2- L'épreuve d'Histoire des Arts: depuis trois ans, les élèves de 3ème doivent passer une nouvelle épreuve, obligatoire, à l'oral, d'Histoire des Arts. Au cours de l'année scolaire, ils préparent des exposés sur des thèmes qu'ils ont choisi (cinq exposés à compter de septembre 2012) puis, en mai, ils présentent, devant un jury de deux professeurs, l'un de ces exposés (tiré au sort le jour même) lors d'un oral composé de deux parties: l'exposé proprement dit, suivi d'un entretien sous forme de questions-réponses avec le jury. Le but est de vérifier que, tout au long de sa scolarité, l'élève a acquis des compétences artistiques (connaître et reconnaître un mouvement, expliquer le contexte historique d'apparition et de développement de ce mouvement, décrire avec précision et avec le vocabulaire adapté une oeuvre d'art).
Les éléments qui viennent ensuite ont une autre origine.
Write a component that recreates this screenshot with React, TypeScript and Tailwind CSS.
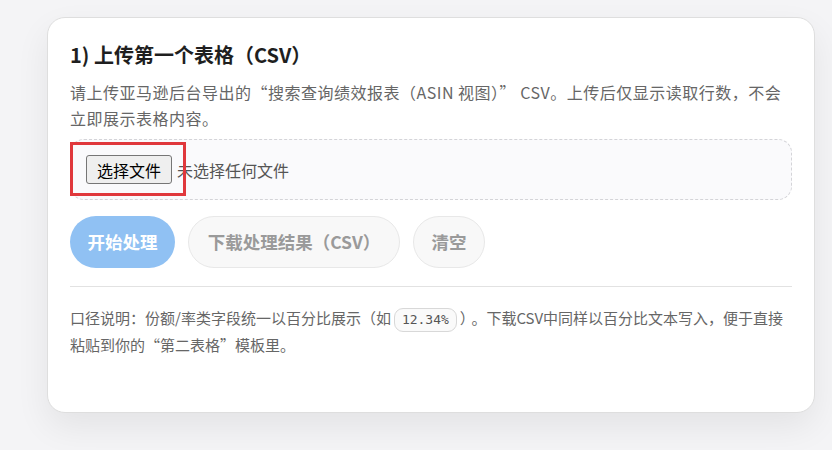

Le jury attribue une note sur 40, qui compte autant que les trois épreuves finales (français, maths, histoire-géo). Dans l'académie d'Amiens, on a appris cette semaine que, pour harmoniser les notes et éviter les trop grands écarts entre les établissements (officiellement, entre les collèges où les jurys notent sévèrement et ceux qui sont trop cléments), une commission a modifié les notes attribuées. Problème: cette harmonisation a conduit à ajouter 4 points aux candidats ayant obtenu entre 16 et 20 sur 40... ce qui leur permet de franchir la moyenne, alors que le jury avait estimé que leur maîtrise des compétences n'était pas suffisante pour la leur donner. Voilà comment on trafique les résultats d'épreuves officielles... en poignardant dans le dos les enseignants, dont le travail n'est donc pas pleinement respecté ! Le changement, c'est bientôt?